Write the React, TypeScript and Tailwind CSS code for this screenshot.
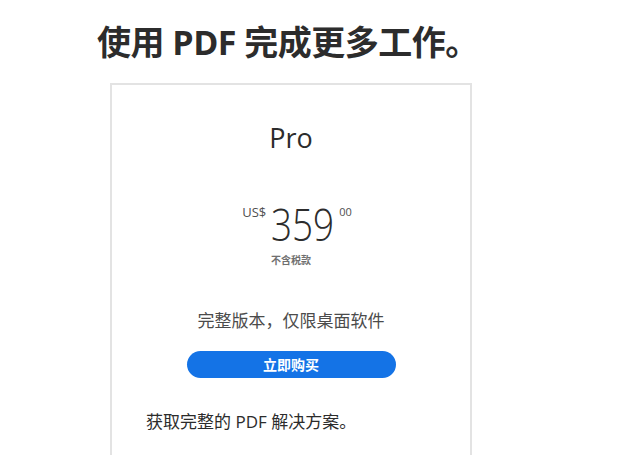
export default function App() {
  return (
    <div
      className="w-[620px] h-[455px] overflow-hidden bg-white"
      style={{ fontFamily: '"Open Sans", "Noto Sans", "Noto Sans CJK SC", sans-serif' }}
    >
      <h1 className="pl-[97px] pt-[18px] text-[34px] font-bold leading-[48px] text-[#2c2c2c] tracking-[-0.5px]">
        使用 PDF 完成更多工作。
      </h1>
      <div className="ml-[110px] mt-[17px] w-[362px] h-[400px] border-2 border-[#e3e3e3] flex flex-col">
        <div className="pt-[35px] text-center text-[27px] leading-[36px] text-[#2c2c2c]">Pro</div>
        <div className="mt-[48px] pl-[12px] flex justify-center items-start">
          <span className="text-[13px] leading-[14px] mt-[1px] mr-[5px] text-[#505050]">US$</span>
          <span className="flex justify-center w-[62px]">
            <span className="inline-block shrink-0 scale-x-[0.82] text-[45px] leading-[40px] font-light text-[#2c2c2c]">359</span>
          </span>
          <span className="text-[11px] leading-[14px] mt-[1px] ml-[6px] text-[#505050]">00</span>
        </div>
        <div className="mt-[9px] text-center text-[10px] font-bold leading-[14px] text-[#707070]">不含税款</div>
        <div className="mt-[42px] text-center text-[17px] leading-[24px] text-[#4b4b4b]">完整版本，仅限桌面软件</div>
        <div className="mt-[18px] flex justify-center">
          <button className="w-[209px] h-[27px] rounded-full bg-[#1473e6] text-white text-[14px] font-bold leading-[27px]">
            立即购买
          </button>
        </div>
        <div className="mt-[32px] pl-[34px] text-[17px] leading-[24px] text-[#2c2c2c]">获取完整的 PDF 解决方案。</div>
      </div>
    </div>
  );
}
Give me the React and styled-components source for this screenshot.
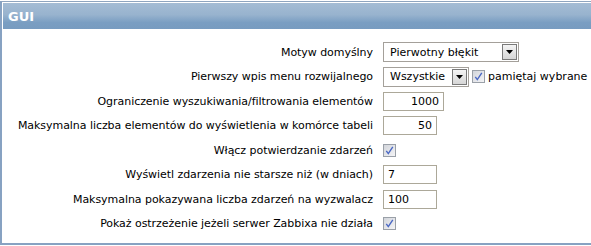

━━━━━━━━━━

> _Exercise details_:
Above are records with pictures; repeat the records exactly and leave the pictures out.

> _Response to the exercise_:
Write the React, TypeScript and Tailwind CSS code for this screenshot.
export default function App() {
  return (
    <div
      className="w-[620px] h-[455px] overflow-hidden bg-white"
      style={{ fontFamily: '"Open Sans", "Noto Sans", "Noto Sans CJK SC", sans-serif' }}
    >
      <h1 className="pl-[97px] pt-[18px] text-[34px] font-bold leading-[48px] text-[#2c2c2c] tracking-[-0.5px]">
        使用 PDF 完成更多工作。
      </h1>
      <div className="ml-[110px] mt-[17px] w-[362px] h-[400px] border-2 border-[#e3e3e3] flex flex-col">
        <div className="pt-[35px] text-center text-[27px] leading-[36px] text-[#2c2c2c]">Pro</div>
        <div className="mt-[48px] pl-[12px] flex justify-center items-start">
          <span className="text-[13px] leading-[14px] mt-[1px] mr-[5px] text-[#505050]">US$</span>
          <span className="flex justify-center w-[62px]">
            <span className="inline-block shrink-0 scale-x-[0.82] text-[45px] leading-[40px] font-light text-[#2c2c2c]">359</span>
          </span>
          <span className="text-[11px] leading-[14px] mt-[1px] ml-[6px] text-[#505050]">00</span>
        </div>
        <div className="mt-[9px] text-center text-[10px] font-bold leading-[14px] text-[#707070]">不含税款</div>
        <div className="mt-[42px] text-center text-[17px] leading-[24px] text-[#4b4b4b]">完整版本，仅限桌面软件</div>
        <div className="mt-[18px] flex justify-center">
          <button className="w-[209px] h-[27px] rounded-full bg-[#1473e6] text-white text-[14px] font-bold leading-[27px]">
            立即购买
          </button>
        </div>
        <div className="mt-[32px] pl-[34px] text-[17px] leading-[24px] text-[#2c2c2c]">获取完整的 PDF 解决方案。</div>
      </div>
    </div>
  );
}
Give me the React and styled-components source for this screenshot.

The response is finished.